Thank you! Firstly, before going on a long disconnected/derailed tirade about my personal life, I should answer your question.

No, I do not necessarily believe in God, but I do write The Lord's name in capital letters, because I am deeply uncertain about the existence of a deity, and very open-minded to learn more about the existence of God, or not.
I was seeing a Jehovah's Witness for one day a week for most of the year, but have since lost touch. I intend to start seeing him again, very soon!
Any information you have about God, The Church, or The Lord [all in capital letters for a reason], please PM me, or otherwise direct me to posts you have on the subject.
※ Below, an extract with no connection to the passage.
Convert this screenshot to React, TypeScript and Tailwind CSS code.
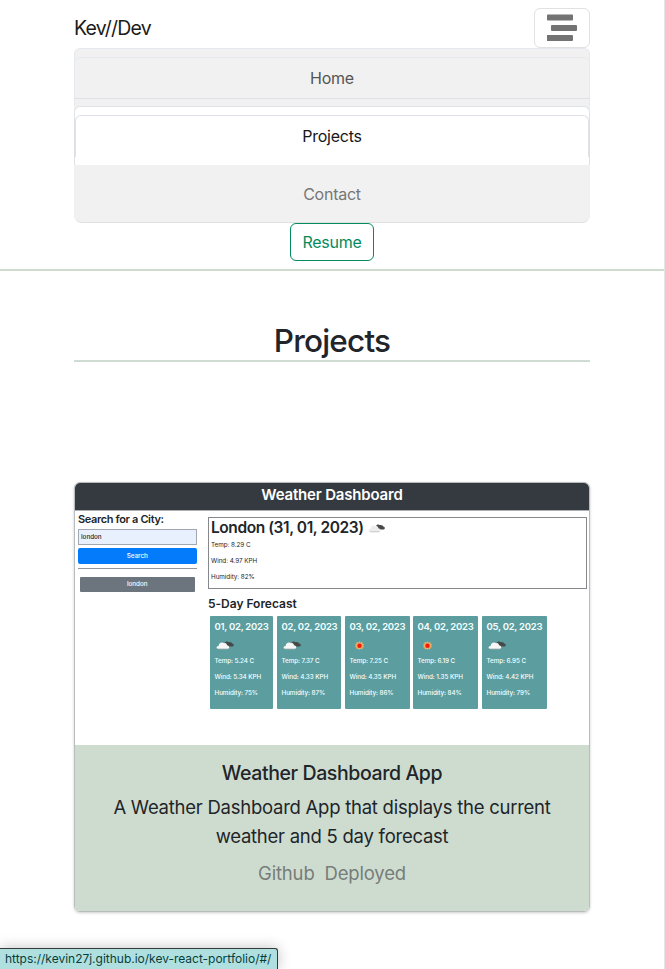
type Day = {
  date: string;
  sky: 'cloud' | 'sun';
  temp: string;
  wind: string;
  humidity: string;
  width: string;
};

const days: Day[] = [
  { date: '01, 02, 2023', sky: 'cloud', temp: '5.24', wind: '5.34', humidity: '75', width: 'w-[63px] mr-1' },
  { date: '02, 02, 2023', sky: 'cloud', temp: '7.37', wind: '4.33', humidity: '87', width: 'w-16 mr-1' },
  { date: '03, 02, 2023', sky: 'sun', temp: '7.25', wind: '4.35', humidity: '86', width: 'w-[65px] mr-[3px]' },
  { date: '04, 02, 2023', sky: 'sun', temp: '6.19', wind: '1.35', humidity: '84', width: 'w-[65px] mr-1' },
  { date: '05, 02, 2023', sky: 'cloud', temp: '6.95', wind: '4.42', humidity: '79', width: 'w-[65px]' },
];

function Cloud({ className, base }: { className: string; base: string }) {
  return (
    <svg viewBox="0 0 17 9" preserveAspectRatio="none" className={className} aria-hidden="true">
      <path d="M8 2.500C8.500.3 10.800.1 12 1.200c1.700-.4 3 .5 3.200 1.400 2 .3 2.100 2.400.5 2.900L10 5.500Z" fill="#484848" />
      <path d="M2.500 8C-.2 7.800 0 5.200 2.400 5 2.500 2.200 5.500.3 7.700 2.200 9.300 1.600 10.400 3 10.300 4.200 13 4.500 13.300 7.600 11 8Z" fill={base} />
      <path d="M1.500 7.400h10.300l-.7.800H2.400Z" fill="#bcbcbc" />
    </svg>
  );
}

function Sun() {
  return (
    <svg viewBox="0 0 10 10" className="ml-[5.500px] size-[9px]" aria-hidden="true">
      <path d="m5 0 1.100 1.900L8.200.9l.1 2.100 1.700.7-1 1.500 1 1.600-1.800.6-.1 2-2-.9L5 10 3.900 8.500l-2 .9-.1-2L0 6.800l1-1.600-1-1.500L1.700 3l.1-2.100 2.100 1Z" fill="#efae62" />
      <circle cx="5" cy="5.200" r="2.500" fill="#f51b0c" />
    </svg>
  );
}

function Forecast({ day }: { day: Day }) {
  return (
    <div className={`h-[93px] shrink-0 rounded-[1px] bg-[#5c9d9f] pl-[4.500px] pt-[4px] text-[#f4ffff] ${day.width}`}>
      <p className="h-[13px] whitespace-nowrap text-[9.500px] leading-[13px] font-semibold tracking-[-0.260px]">{day.date}</p>
      <div className="flex h-6 items-center">{day.sky === 'cloud' ? <Cloud base="#f7f7f7" className="ml-[1px] h-[9px] w-[18px]" /> : <Sun />}</div>
      <div className="whitespace-nowrap text-[6.300px] leading-4 font-medium tracking-[-0.060px]">
        <p className="-mt-[4.500px]">Temp: {day.temp} C</p>
        <p>Wind: {day.wind} KPH</p>
        <p>Humidity: {day.humidity}%</p>
      </div>
    </div>
  );
}

function DashboardPreview() {
  return (
    <div className="h-[262px] rounded-t-[5px] bg-white text-[#212529]">
      <div className="h-[27px] rounded-t-[5px] bg-[#343a40] text-center text-[15px] leading-6 font-semibold tracking-[-0.180px] text-white">Weather Dashboard</div>
      <div className="flex border-t border-[#adb0b3]">
        <div className="ml-[3px] w-[118.500px] shrink-0">
          <h3 className="mt-px h-[17px] whitespace-nowrap text-[11px] leading-[15px] font-semibold tracking-[-0.360px]">Search for a City:</h3>
          <div className="h-[15.500px] border border-[#a1a8b2] bg-[#e8f0fe] pl-[2px] text-[6.300px] leading-[14px] font-medium">london</div>
          <div className="mt-[3.500px] h-[16px] rounded-[2px] bg-[#047bfb] text-center text-[6.300px] leading-4 font-medium text-white">Search</div>
          <div className="mt-1 h-px bg-[#92959a]" />
          <div className="mx-[2px] mt-2 h-[15px] rounded-[1px] bg-[#6c757d] text-center text-[6.300px] leading-[15px] font-medium text-white">london</div>
        </div>
        <div className="ml-[11.500px] mt-1.5 grow">
          <div className="mr-[2px] h-[72px] border border-[#86888b] pl-[2px]">
            <div className="mt-px flex h-[18px] items-center">
              <span className="text-[15.500px] leading-[18px] font-semibold tracking-[-0.420px] whitespace-nowrap">London (31, 01, 2023)</span>
              <Cloud base="#ededed" className="ml-[4px] h-[9px] w-[17px]" />
            </div>
            <div className="text-[6.300px] leading-4 tracking-[-0.030px]">
              <p>Temp: 8.29 C</p><p>Wind: 4.97 KPH</p><p>Humidity: 82%</p>
            </div>
          </div>
          <h3 className="mt-2 h-[19px] text-[12px] leading-[14px] font-semibold tracking-[-0.020px]">5-Day Forecast</h3>
          <div className="ml-[2px] flex">
            {days.map((day) => <Forecast key={day.date} day={day} />)}
          </div>
        </div>
      </div>
    </div>
  );
}

function Header() {
  return (
    <header className="border-b-2 border-[#cedcd0] px-[74px] pt-2 pb-2">
      <div className="flex h-10 items-center justify-between">
        <a className="text-[19.500px] leading-[30px] tracking-[-0.800px] text-[#1b1b1b]">Kev//Dev</a>
        <button aria-label="Toggle navigation" className="flex h-10 w-14 items-center justify-center rounded-md border border-[#dfe1e3]">
          <svg width="32" height="30" viewBox="0 0 32 30" fill="#737373" aria-hidden="true">
            <path d="M2 1.500h24q1 0 1 1v4q0 1-1 1H2q-1 0-1-1v-4q0-1 1-1ZM6 12h24q1 0 1 1v4q0 1-1 1H6q-1 0-1-1v-4q0-1 1-1ZM1 22h25q1 0 1 1v4q0 1-1 1H1Z" />
          </svg>
        </button>
      </div>
      <nav className="text-center text-[16px] leading-6 tracking-[-0.250px]">
        <div className="h-[58px] rounded-t-md border-x border-t border-[#e5e8ec] bg-[#f1f1f1] pt-2">
          <div className="h-[42px] rounded-t-md border-t border-b border-t-[#e5e8ec] border-b-[#dee0e6] pt-2 text-[#555555]">Home</div>
        </div>
        <div className="h-[59px] bg-[#f1f1f1]">
          <div className="h-[59px] rounded-t-md border-x border-t border-[#dee2e6] bg-white pt-2">
            <div className="h-[42px] rounded-t-md border-x border-t border-[#dee2e6] pt-2 text-[#171717]">Projects</div>
          </div>
        </div>
        <div className="h-[58px] rounded-b-lg border-b border-[#dee0e3] bg-[#f1f1f1] pt-[17px] text-[#777777]">Contact</div>
        <a className="mx-auto block h-[38px] w-[84px] rounded-md border border-[#058a5c] pt-1.5 text-[#058a5c]">Resume</a>
      </nav>
    </header>
  );
}

export default function App() {
  return (
    <div className="relative h-[969px] w-[665px] overflow-hidden border-r border-[#e5e5e5] bg-white font-['Inter',sans-serif] text-[#212529]">
      <Header />
      <main className="mx-[74px] pt-[51px]">
        <h1 className="h-[40px] border-b-2 border-[#cedcd4] text-center text-[31.500px] leading-[38px] font-medium tracking-[-0.800px]">Projects</h1>
        <article className="mt-[120px] rounded-md border border-[#b9bcbc] shadow-[0_1px_3px_rgba(0,0,0,0.2)]">
          <DashboardPreview />
          <div className="h-[166px] rounded-b-[5px] bg-[#cedcd0] pt-4 text-center">
            <h2 className="text-[19.500px] leading-6 font-medium tracking-[-0.400px]">Weather Dashboard App</h2>
            <p className="mt-2 text-[18.500px] leading-[29px] tracking-[-0.250px]">A Weather Dashboard App that displays the current<br />weather and 5 day forecast</p>
            <div className="mt-2 flex justify-center gap-2.5 text-[18.500px] leading-[29px] tracking-[-0.180px] text-[#777d78]"><a>Github</a><a>Deployed</a></div>
          </div>
        </article>
      </main>
      <div className="absolute bottom-0 left-0 h-[21px] w-[278px] rounded-tr-[3px] border-t border-r border-[#343b3b] bg-[#afe0df] pl-[5px] text-[12px] leading-5 tracking-[-0.010px] whitespace-nowrap text-[#073e3c] shadow-[0_0_14px_rgba(0,0,0,0.25)]">https://kevin27j.github.io/kev-react-portfolio/#/</div>
    </div>
  );
}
I am interested in learning more about various values.
If you have any posts you wrote on the subject, let me know. I would love to read them!
Now onto my personal life, as of lately:
I love being a dad, and can't wait until child #4 arrives. Yes, I will be buried in child support even more, but it will be worth it.
My spousal support is currently, $1,800 a month just to the moms + I typically always pay for all the expenses for the children. The only expenses the moms really have to pay is the food that the kids eat when they are at their house. Plus, all the grandparents are extremely involved. For my first two kids, it used to be one day a week with my parents, and one day a week - if not two - at the parents of their mother. So basically, I was splitting four days with the mom. I wanted to go 2/2, but I had a bad problem of letting them stay up all night to watch Dora, Darkwing Duck, Mr. Bean [animated], Peppa Pig [when they were smaller], and various other cartoons on YouTube. So it was decided that it would in the best-interest of the kids' development that they go one day a week at my house for a sleepover/free-for-all [lol], and three days with the mom. Typically, they would be three days with the grandparents, as described above - but MINIMUM two.
What happened was this:
I recall meeting your uncle, and he said he came from a large family [your grandma's kids, that time I met your youngest uncle, and he helped me get the memory cards and things I needed to cover the Mr. Olympia that year! I think 2012, if I'm not mistaken. Although it may have been 2013. One of those. I came from a fairly large family myself [by Western or North American standards anyway], of five children.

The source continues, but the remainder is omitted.